Income investors face a brave new world in 2014 that is punctuated by real interest rates trending higher and the Federal Reserve slowly reducing the pace of their quantitative easing measures. This has led to fears of a massive shift in asset allocation from traditional fixed-income to equities and alternative investments. In fact, many have abandoned bonds altogether and have sworn off owning them for the foreseeable future. On the flip side, stalwart income seekers have shifted a tremendous amount of their holdings to short duration or credit sensitive holdings which have thrived in 2013.
The key to success in 2014 will be to strike a balance between credit, duration, and sector exposure to achieve positive returns in fixed-income.
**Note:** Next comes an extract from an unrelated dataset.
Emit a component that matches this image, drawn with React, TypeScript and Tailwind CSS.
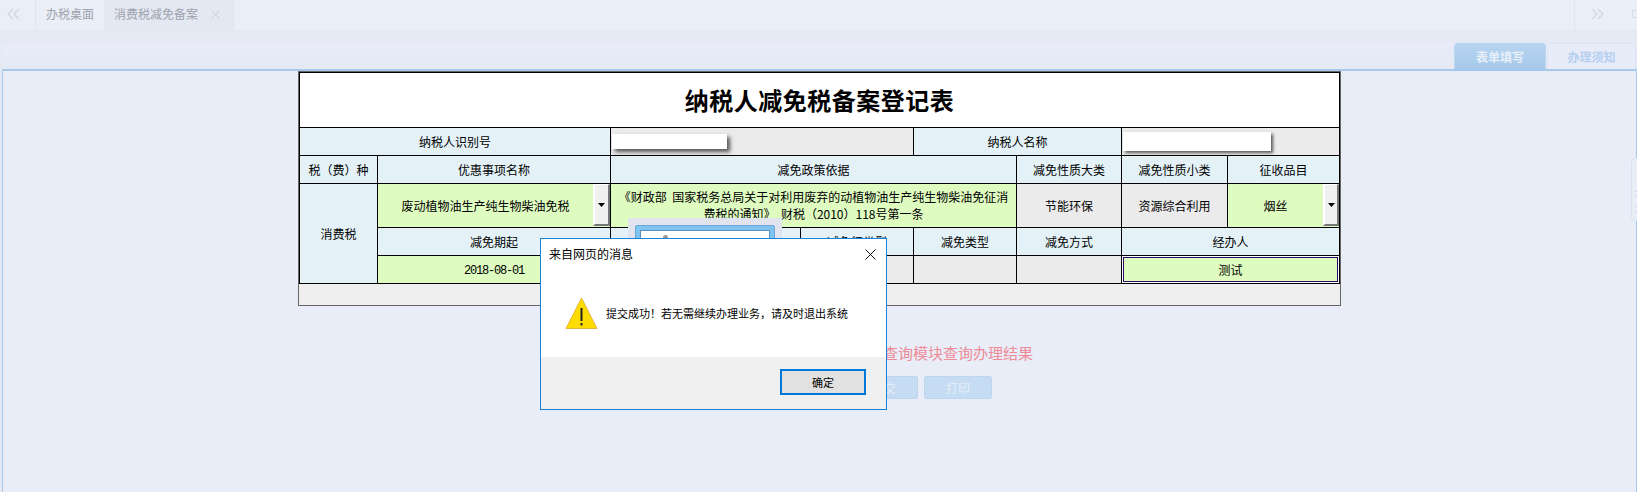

One thing that can’t be discounted is the level of income, diversification, and low volatility that is needed by retirees, pensions, and a host of other conservative investors. Bond’s shouldn’t be ignored, but rather implemented in a strategic manner to achieve your investment goals with the knowledge that there may be speed bumps along the way.
The following are some of my thoughts pertaining to opportunities and risks in bonds over the next 12 months.
Most investors perceive rising interest rates to be the biggest risk to bond holders over the next year. There are a number of ways that ETF investors can combat rising rates. One such method would be to purchase a rising rate fund such as the ProShares 20+ Year Short Treasury ETF (TBF). This fund essentially moves in the same direction as long-term interest rates and can hedge off a portion of the volatility in your fixed-income portfolio.
At this stage, it’s important to remember that interest rates have already risen considerably since their 2013 low. They will more than likely continue to meander through 2014 with a variety of ups and downs along the way. If you are planning on shorting treasury bonds, make sure that you do so with a risk management approach that takes into account the potential for deflation.